_TASK TO CARRY OUT_: Copy all the data exactly, except the pictures.

_DATASET CONTENT_:
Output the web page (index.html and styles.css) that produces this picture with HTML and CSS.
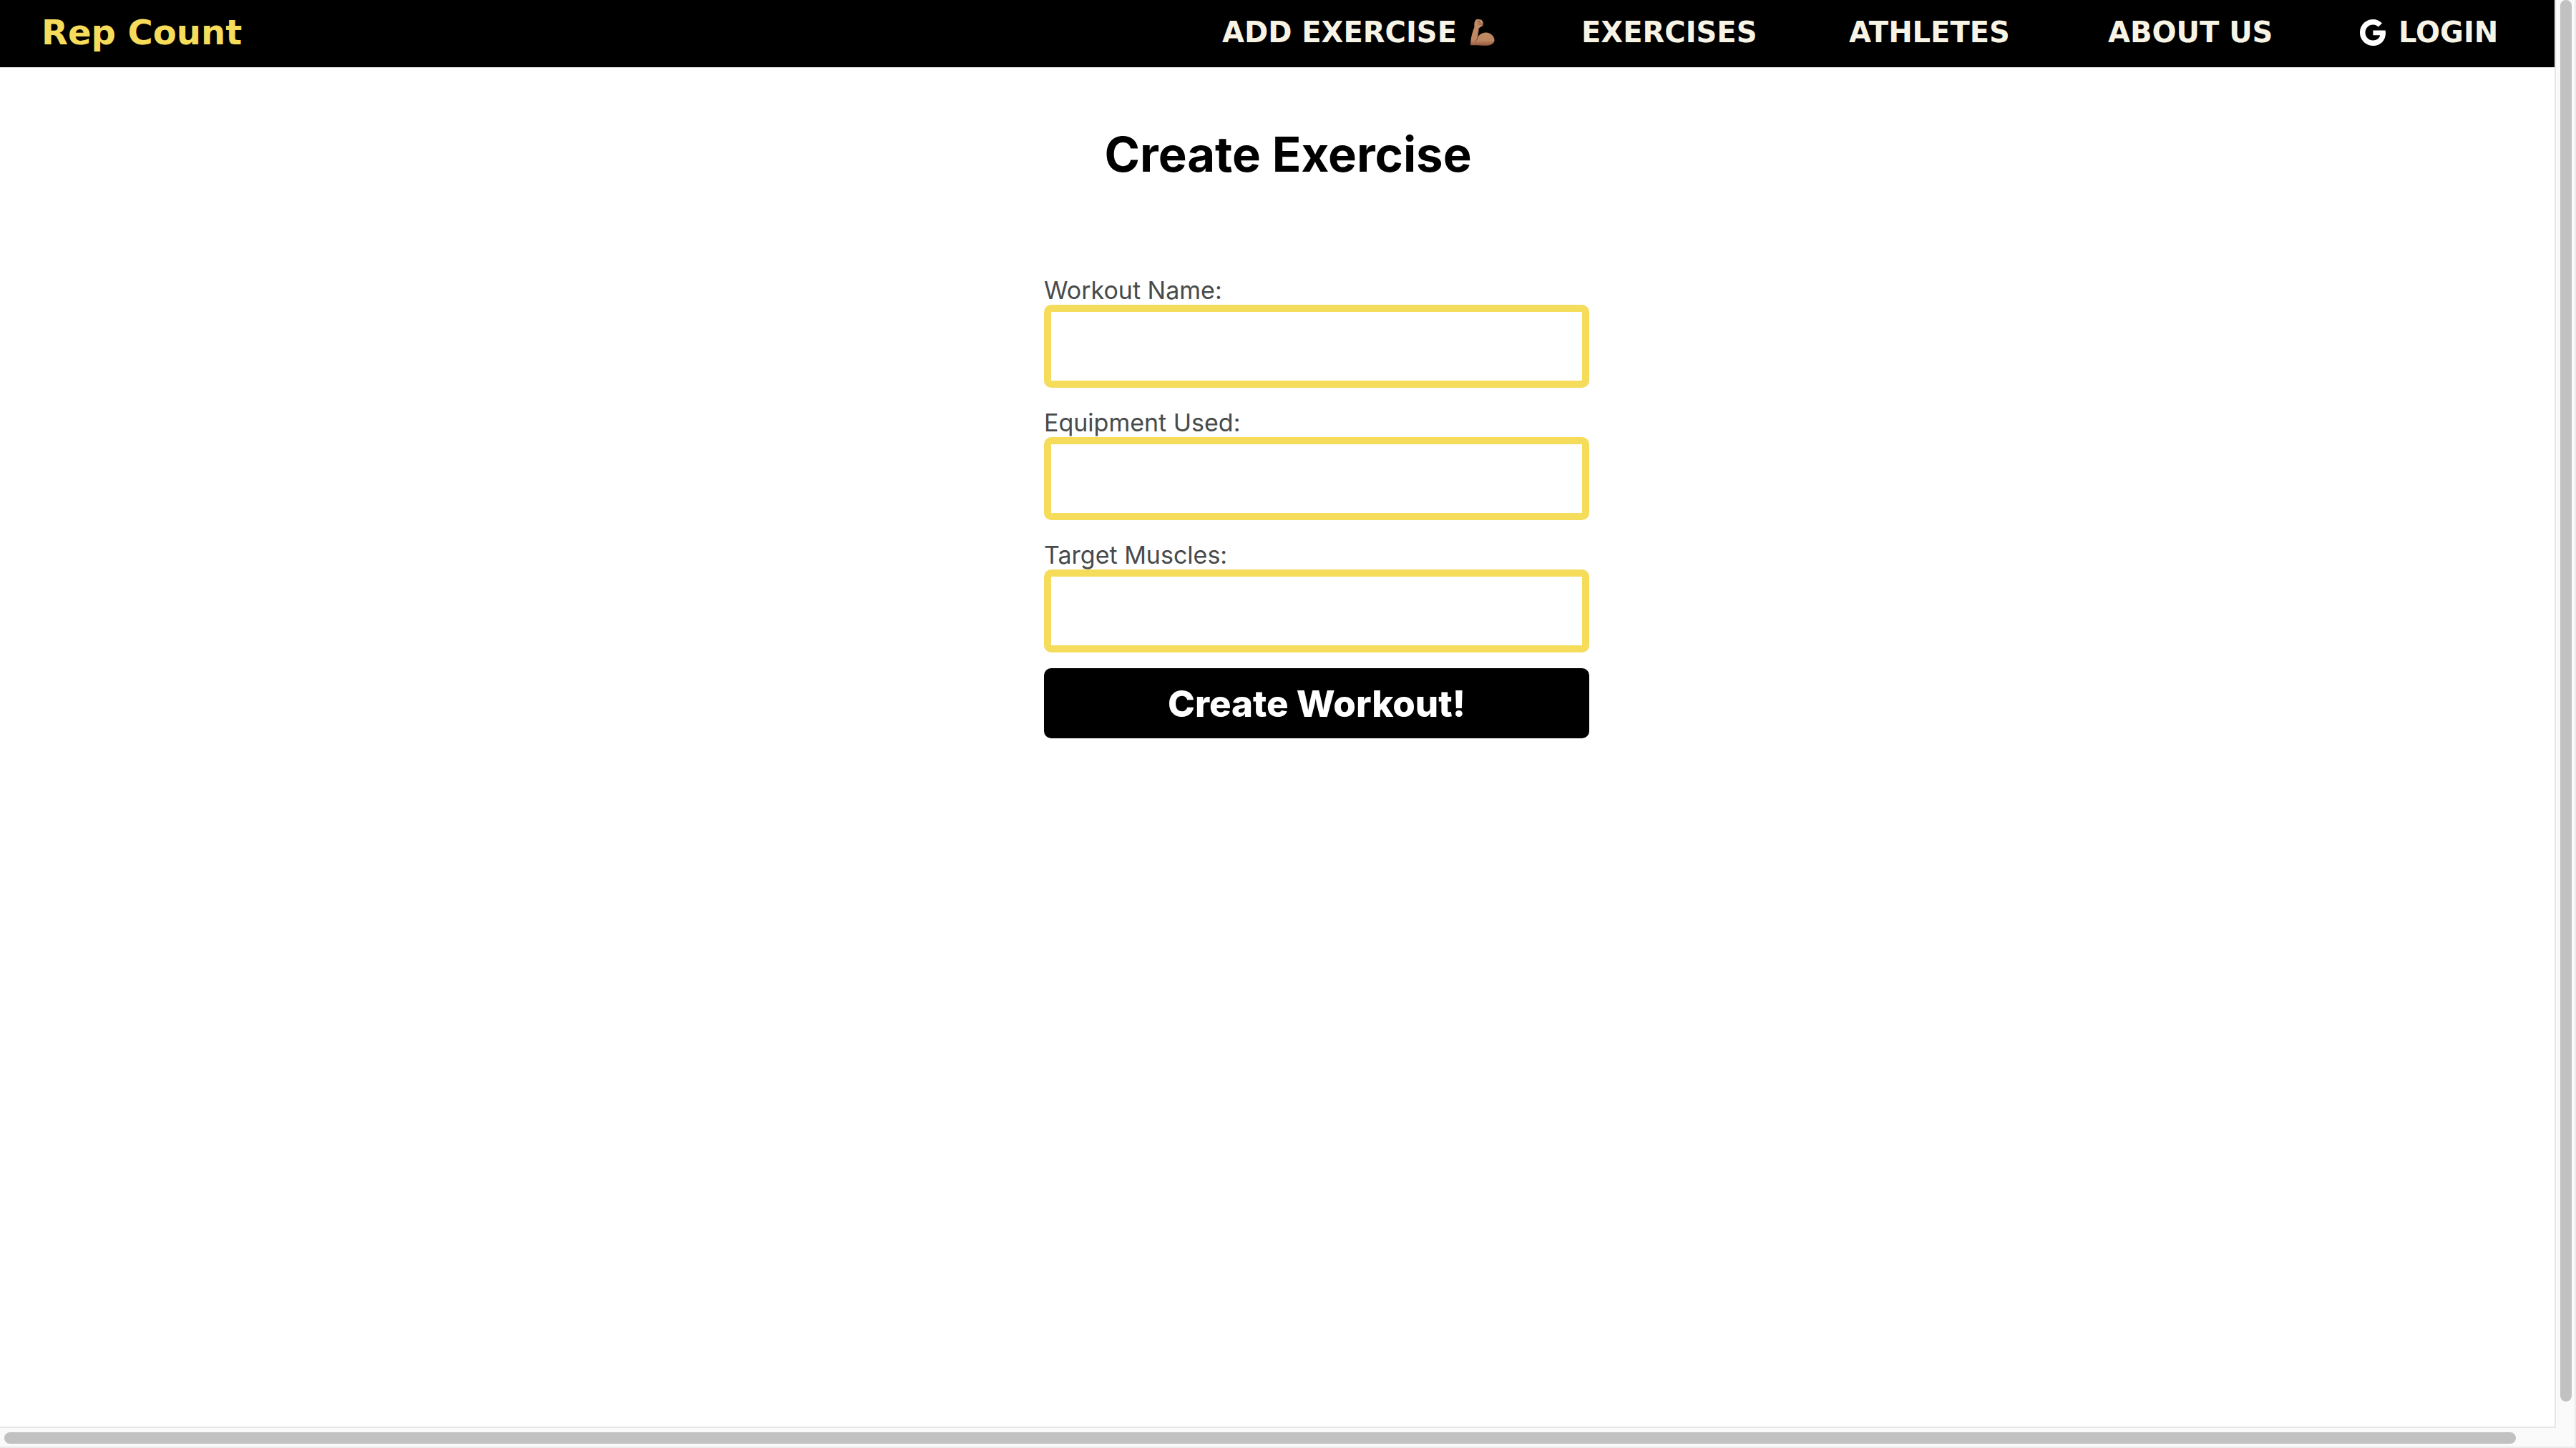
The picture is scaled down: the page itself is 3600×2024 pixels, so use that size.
FILE: index.html
```html
<!DOCTYPE html>
<html lang="en">
<head>
  <meta charset="utf-8">
  <meta name="viewport" content="width=device-width, initial-scale=1">
  <title>Rep Count</title>
  <link rel="stylesheet" href="styles.css">
</head>
<body>
  <div class="viewport">
    <div class="page">
      <header class="navbar">
        <a class="brand" href="#">Rep Count</a>
        <nav class="nav">
          <a class="nav-link" href="#">ADD EXERCISE
            <svg class="flex-icon" viewBox="94 42 108 118" aria-hidden="true">
              <defs>
                <linearGradient id="skin" x1="0" y1="0" x2="0" y2="1">
                  <stop offset="0" stop-color="#c48f69"/>
                  <stop offset="0.8" stop-color="#bd8660"/>
                  <stop offset="1" stop-color="#94573f"/>
                </linearGradient>
              </defs>
              <path fill="url(#skin)" d="M97 155C96 132 103 102 113 78C112 65 113 53 119 47C124 44 130 44 134 46C140 44 147 48 147 53C152 56 151 62 149 65C151 71 147 76 141 76C138 80 134 80 132 83C130 98 128 112 127 123C133 108 148 101 163 101C182 102 197 116 198 132C199 145 185 155 166 156C142 157 116 155 97 155Z"/>
              <path fill="none" stroke="#704230" stroke-width="3" stroke-linecap="round" d="M127 56L136 54L137 60M129 64L135 66L148 65M127 124C124 131 121 135 117 137M132 83C130 98 128 112 127 123"/>
            </svg>
          </a>
          <a class="nav-link" href="#">EXERCISES</a>
          <a class="nav-link" href="#">ATHLETES</a>
          <a class="nav-link" href="#">ABOUT US</a>
          <a class="nav-link" href="#">
            <svg class="google-icon" viewBox="0 0 36 37" aria-hidden="true">
              <path fill="#fff" d="M31 5.500L25.800 10.600C23.700 8.600 21.200 7.500 18.400 7.500C12.300 7.500 7.500 12.400 7.500 18.500C7.500 24.600 12.300 29.500 18.400 29.500C23.500 29.500 27.200 26.700 28.200 22.300H18.400V15.400H35.600C35.900 16.600 36 17.800 36 19C36 29.600 28.900 37 18.400 37C8.200 37 0 28.700 0 18.500C0 8.300 8.200 0 18.400 0C23.300 0 27.600 2 31 5.500Z"/>
            </svg>
            LOGIN
          </a>
        </nav>
      </header>
      <main class="content">
        <h1 class="title">Create Exercise</h1>
        <form class="form">
          <div class="field">
            <label class="label" for="name">Workout Name:</label>
            <input class="input" id="name" type="text">
          </div>
          <div class="field">
            <label class="label" for="equipment">Equipment Used:</label>
            <input class="input" id="equipment" type="text">
          </div>
          <div class="field">
            <label class="label" for="muscles">Target Muscles:</label>
            <input class="input" id="muscles" type="text">
          </div>
          <button class="submit" type="button">Create Workout!</button>
        </form>
      </main>
    </div>
    <div class="track track-y"><div class="thumb"></div></div>
    <div class="track track-x"><div class="thumb"></div></div>
  </div>
</body>
</html>
```
FILE: styles.css
```css
* {
  box-sizing: border-box;
}

body {
  margin: 0;
  background: #fff;
  font-family: Inter, "Liberation Sans", sans-serif;
}

.viewport {
  display: grid;
  grid-template-columns: minmax(0, 1fr) 26px;
  grid-template-rows: minmax(0, 1fr) 26px;
  height: 100vh;
  border-right: 2px solid #ebebeb;
  border-bottom: 2px solid #ebebeb;
  background: #fafafa;
}

.page {
  border-right: 2px solid #e7e7e7;
  border-bottom: 2px solid #e7e7e7;
  background: #fff;
}

/* Header */

.navbar {
  display: flex;
  align-items: center;
  justify-content: space-between;
  height: 94px;
  padding: 0 0 4px 58px;
  background: #000;
  font-family: "DejaVu Sans", sans-serif;
  font-weight: 700;
}

.brand {
  color: #f6dc5b;
  font-size: 48px;
  line-height: 56px;
  text-decoration: none;
}

.nav {
  display: grid;
  grid-template-columns: 502px 374px 362px 352px 272px;
}

.nav-link {
  display: flex;
  align-items: center;
  gap: 18px;
  color: #f7f4e6;
  font-size: 40px;
  line-height: 48px;
  text-decoration: none;
  white-space: nowrap;
}

.flex-icon {
  width: 36px;
  height: 39px;
}

.google-icon {
  width: 36px;
  height: 37px;
}

/* Create form */

.content {
  display: flex;
  flex-direction: column;
  align-items: center;
  padding: 80px 0 0 30px;
}

.title {
  margin: 0;
  color: #000;
  font-size: 67px;
  font-weight: 700;
  line-height: 84px;
}

.form {
  display: flex;
  flex-direction: column;
  gap: 22px;
  padding: 124px 0 0 80px;
}

.field {
  display: flex;
  flex-direction: column;
  width: 762px;
  max-width: 100%;
  padding-bottom: 3px;
}

.field:nth-child(3) {
  padding-bottom: 0;
}

.label {
  padding-top: 4px;
  color: #484b4b;
  font-size: 34px;
  line-height: 40px;
}

.input {
  height: 116px;
  padding: 0 24px;
  border: 10px solid #f6dc5b;
  border-radius: 10px;
  background: #fff;
  font: inherit;
  font-size: 34px;
}

.submit {
  height: 98px;
  border: 0;
  border-radius: 10px;
  background: #000;
  color: #fff;
  font: inherit;
  font-size: 51px;
  font-weight: 800;
}

/* Scroll tracks */

.track-y {
  padding: 0 4px 37px 6px;
}

.track-x {
  padding: 6px 56px 4px 6px;
}

.thumb {
  height: 100%;
  border-radius: 8px;
  background: #c1c1c1;
}
```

_SOLUTION FOR THIS TASK_:
Output the web page (index.html and styles.css) that produces this picture with HTML and CSS.
The picture is scaled down: the page itself is 3600×2024 pixels, so use that size.
FILE: index.html
```html
<!DOCTYPE html>
<html lang="en">
<head>
  <meta charset="utf-8">
  <meta name="viewport" content="width=device-width, initial-scale=1">
  <title>Rep Count</title>
  <link rel="stylesheet" href="styles.css">
</head>
<body>
  <div class="viewport">
    <div class="page">
      <header class="navbar">
        <a class="brand" href="#">Rep Count</a>
        <nav class="nav">
          <a class="nav-link" href="#">ADD EXERCISE
            <svg class="flex-icon" viewBox="94 42 108 118" aria-hidden="true">
              <defs>
                <linearGradient id="skin" x1="0" y1="0" x2="0" y2="1">
                  <stop offset="0" stop-color="#c48f69"/>
                  <stop offset="0.8" stop-color="#bd8660"/>
                  <stop offset="1" stop-color="#94573f"/>
                </linearGradient>
              </defs>
              <path fill="url(#skin)" d="M97 155C96 132 103 102 113 78C112 65 113 53 119 47C124 44 130 44 134 46C140 44 147 48 147 53C152 56 151 62 149 65C151 71 147 76 141 76C138 80 134 80 132 83C130 98 128 112 127 123C133 108 148 101 163 101C182 102 197 116 198 132C199 145 185 155 166 156C142 157 116 155 97 155Z"/>
              <path fill="none" stroke="#704230" stroke-width="3" stroke-linecap="round" d="M127 56L136 54L137 60M129 64L135 66L148 65M127 124C124 131 121 135 117 137M132 83C130 98 128 112 127 123"/>
            </svg>
          </a>
          <a class="nav-link" href="#">EXERCISES</a>
          <a class="nav-link" href="#">ATHLETES</a>
          <a class="nav-link" href="#">ABOUT US</a>
          <a class="nav-link" href="#">
            <svg class="google-icon" viewBox="0 0 36 37" aria-hidden="true">
              <path fill="#fff" d="M31 5.500L25.800 10.600C23.700 8.600 21.200 7.500 18.400 7.500C12.300 7.500 7.500 12.400 7.500 18.500C7.500 24.600 12.300 29.500 18.400 29.500C23.500 29.500 27.200 26.700 28.200 22.300H18.400V15.400H35.600C35.900 16.600 36 17.800 36 19C36 29.600 28.900 37 18.400 37C8.200 37 0 28.700 0 18.500C0 8.300 8.200 0 18.400 0C23.300 0 27.600 2 31 5.500Z"/>
            </svg>
            LOGIN
          </a>
        </nav>
      </header>
      <main class="content">
        <h1 class="title">Create Exercise</h1>
        <form class="form">
          <div class="field">
            <label class="label" for="name">Workout Name:</label>
            <input class="input" id="name" type="text">
          </div>
          <div class="field">
            <label class="label" for="equipment">Equipment Used:</label>
            <input class="input" id="equipment" type="text">
          </div>
          <div class="field">
            <label class="label" for="muscles">Target Muscles:</label>
            <input class="input" id="muscles" type="text">
          </div>
          <button class="submit" type="button">Create Workout!</button>
        </form>
      </main>
    </div>
    <div class="track track-y"><div class="thumb"></div></div>
    <div class="track track-x"><div class="thumb"></div></div>
  </div>
</body>
</html>
```
FILE: styles.css
```css
* {
  box-sizing: border-box;
}

body {
  margin: 0;
  background: #fff;
  font-family: Inter, "Liberation Sans", sans-serif;
}

.viewport {
  display: grid;
  grid-template-columns: minmax(0, 1fr) 26px;
  grid-template-rows: minmax(0, 1fr) 26px;
  height: 100vh;
  border-right: 2px solid #ebebeb;
  border-bottom: 2px solid #ebebeb;
  background: #fafafa;
}

.page {
  border-right: 2px solid #e7e7e7;
  border-bottom: 2px solid #e7e7e7;
  background: #fff;
}

/* Header */

.navbar {
  display: flex;
  align-items: center;
  justify-content: space-between;
  height: 94px;
  padding: 0 0 4px 58px;
  background: #000;
  font-family: "DejaVu Sans", sans-serif;
  font-weight: 700;
}

.brand {
  color: #f6dc5b;
  font-size: 48px;
  line-height: 56px;
  text-decoration: none;
}

.nav {
  display: grid;
  grid-template-columns: 502px 374px 362px 352px 272px;
}

.nav-link {
  display: flex;
  align-items: center;
  gap: 18px;
  color: #f7f4e6;
  font-size: 40px;
  line-height: 48px;
  text-decoration: none;
  white-space: nowrap;
}

.flex-icon {
  width: 36px;
  height: 39px;
}

.google-icon {
  width: 36px;
  height: 37px;
}

/* Create form */

.content {
  display: flex;
  flex-direction: column;
  align-items: center;
  padding: 80px 0 0 30px;
}

.title {
  margin: 0;
  color: #000;
  font-size: 67px;
  font-weight: 700;
  line-height: 84px;
}

.form {
  display: flex;
  flex-direction: column;
  gap: 22px;
  padding: 124px 0 0 80px;
}

.field {
  display: flex;
  flex-direction: column;
  width: 762px;
  max-width: 100%;
  padding-bottom: 3px;
}

.field:nth-child(3) {
  padding-bottom: 0;
}

.label {
  padding-top: 4px;
  color: #484b4b;
  font-size: 34px;
  line-height: 40px;
}

.input {
  height: 116px;
  padding: 0 24px;
  border: 10px solid #f6dc5b;
  border-radius: 10px;
  background: #fff;
  font: inherit;
  font-size: 34px;
}

.submit {
  height: 98px;
  border: 0;
  border-radius: 10px;
  background: #000;
  color: #fff;
  font: inherit;
  font-size: 51px;
  font-weight: 800;
}

/* Scroll tracks */

.track-y {
  padding: 0 4px 37px 6px;
}

.track-x {
  padding: 6px 56px 4px 6px;
}

.thumb {
  height: 100%;
  border-radius: 8px;
  background: #c1c1c1;
}
```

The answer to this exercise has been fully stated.